### Recorded information
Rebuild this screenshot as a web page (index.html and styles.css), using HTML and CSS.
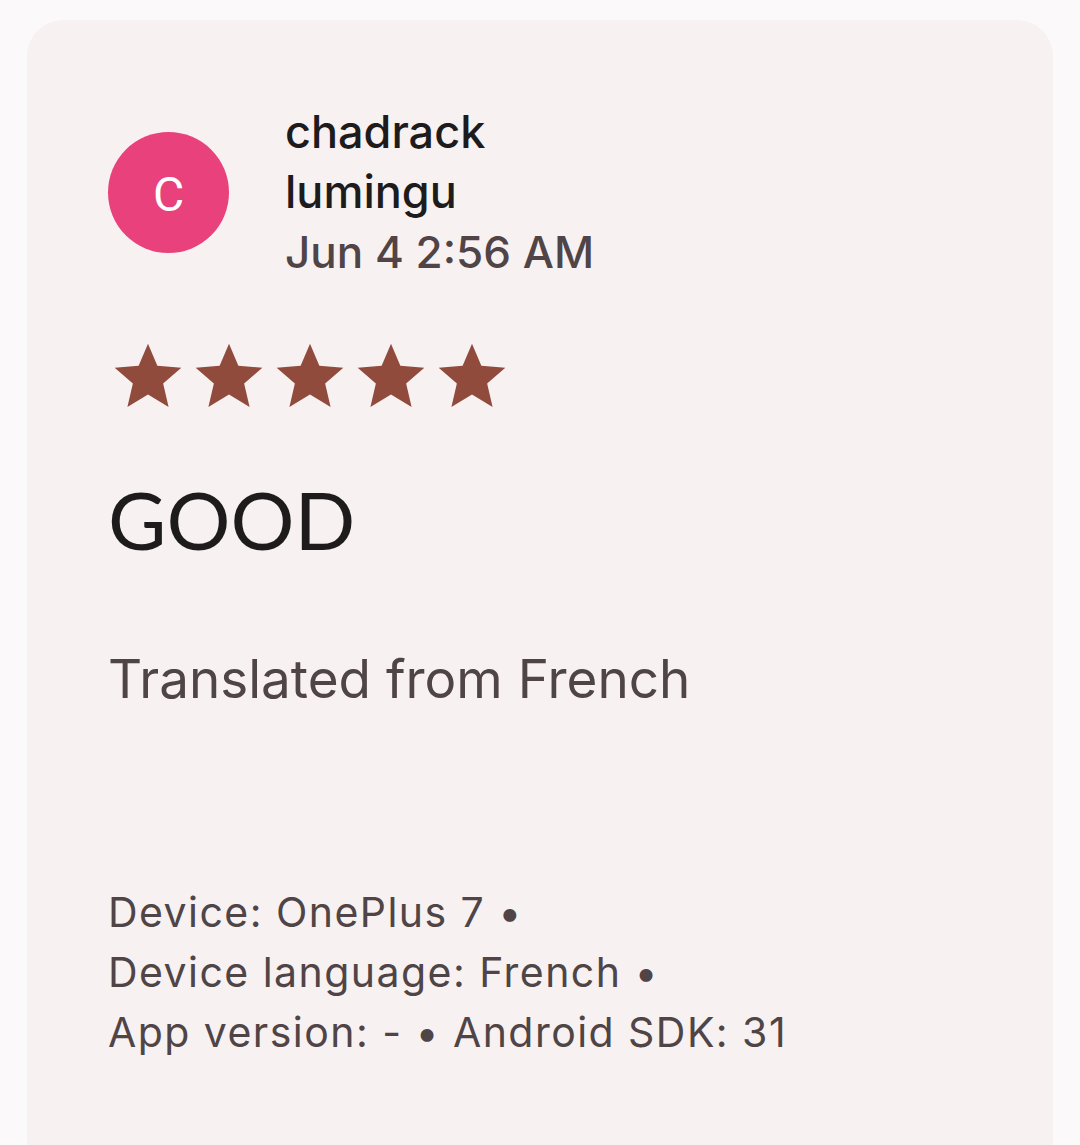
FILE: index.html
```html
<!DOCTYPE html>
<html>
<head>
<meta charset="utf-8">
<link rel="stylesheet" href="styles.css">
</head>
<body>
<div class="card">
  <div class="header">
    <div class="avatar">C</div>
    <div class="who">
      <div class="name">chadrack<br>lumingu</div>
      <div class="date">Jun 4 2:56 AM</div>
    </div>
  </div>
  <div class="stars">
    <svg viewBox="0 0 24 24"><path d="M12 17.27L18.18 21l-1.64-7.03L22 9.24l-7.19-.61L12 2 9.19 8.63 2 9.24l5.46 4.73L5.82 21z"/></svg>
    <svg viewBox="0 0 24 24"><path d="M12 17.27L18.18 21l-1.64-7.03L22 9.24l-7.19-.61L12 2 9.19 8.63 2 9.24l5.46 4.73L5.82 21z"/></svg>
    <svg viewBox="0 0 24 24"><path d="M12 17.27L18.18 21l-1.64-7.03L22 9.24l-7.19-.61L12 2 9.19 8.63 2 9.24l5.46 4.73L5.82 21z"/></svg>
    <svg viewBox="0 0 24 24"><path d="M12 17.27L18.18 21l-1.64-7.03L22 9.24l-7.19-.61L12 2 9.19 8.63 2 9.24l5.46 4.73L5.82 21z"/></svg>
    <svg viewBox="0 0 24 24"><path d="M12 17.27L18.18 21l-1.64-7.03L22 9.24l-7.19-.61L12 2 9.19 8.63 2 9.24l5.46 4.73L5.82 21z"/></svg>
  </div>
  <div class="title">GOOD</div>
  <div class="translated">Translated from French</div>
  <div class="meta">Device: OnePlus 7 •<br>Device language: French •<br>App version: - • Android SDK: 31</div>
</div>
</body>
</html>
```
FILE: styles.css
```css
html, body {
  margin: 0;
  padding: 0;
  background: #fcf9fa;
  overflow: hidden;
  height: 1145px;
}
body {
  padding: 20px 27px 0 27px;
  box-sizing: border-box;
}
.card {
  background: #f7f1f2;
  border-radius: 36px;
  height: 1200px;
  padding: 82px 81px 0 81px;
  box-sizing: border-box;
}
.header {
  display: flex;
  align-items: center;
  gap: 56px;
}
.avatar {
  width: 121px;
  height: 121px;
  border-radius: 50%;
  background: #e9417b;
  color: #fff;
  font-family: Roboto, sans-serif;
  font-size: 48px;
  padding-top: 4px;
  box-sizing: border-box;
  display: flex;
  align-items: center;
  justify-content: center;
  flex-shrink: 0;
}
.who {
  font-family: Inter, sans-serif;
  font-size: 45px;
  line-height: 60px;
  font-weight: 500;
}
.name {
  color: #1d1b1c;
}
.date {
  color: #504446;
  font-size: 44px;
}
.stars {
  display: flex;
  gap: 1px;
  margin-top: 55px;
}
.stars svg {
  display: block;
  width: 80px;
  height: 80px;
  fill: #904b3c;
}
.title {
  font-family: Lato, sans-serif;
  font-size: 80px;
  line-height: 100px;
  color: #1d1b1c;
  margin-top: 52px;
}
.translated {
  font-family: Inter, sans-serif;
  font-size: 53px;
  line-height: 70px;
  color: #4f4446;
  margin-top: 75px;
}
.meta {
  font-family: Inter, sans-serif;
  font-size: 41px;
  line-height: 60px;
  letter-spacing: 1.45px;
  color: #4f4446;
  margin-top: 168px;
}
```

### Problem
Pick out every line holding the string "index" and return it.

### Exercise solution
Rebuild this screenshot as a web page (index.html and styles.css), using HTML and CSS.
FILE: index.html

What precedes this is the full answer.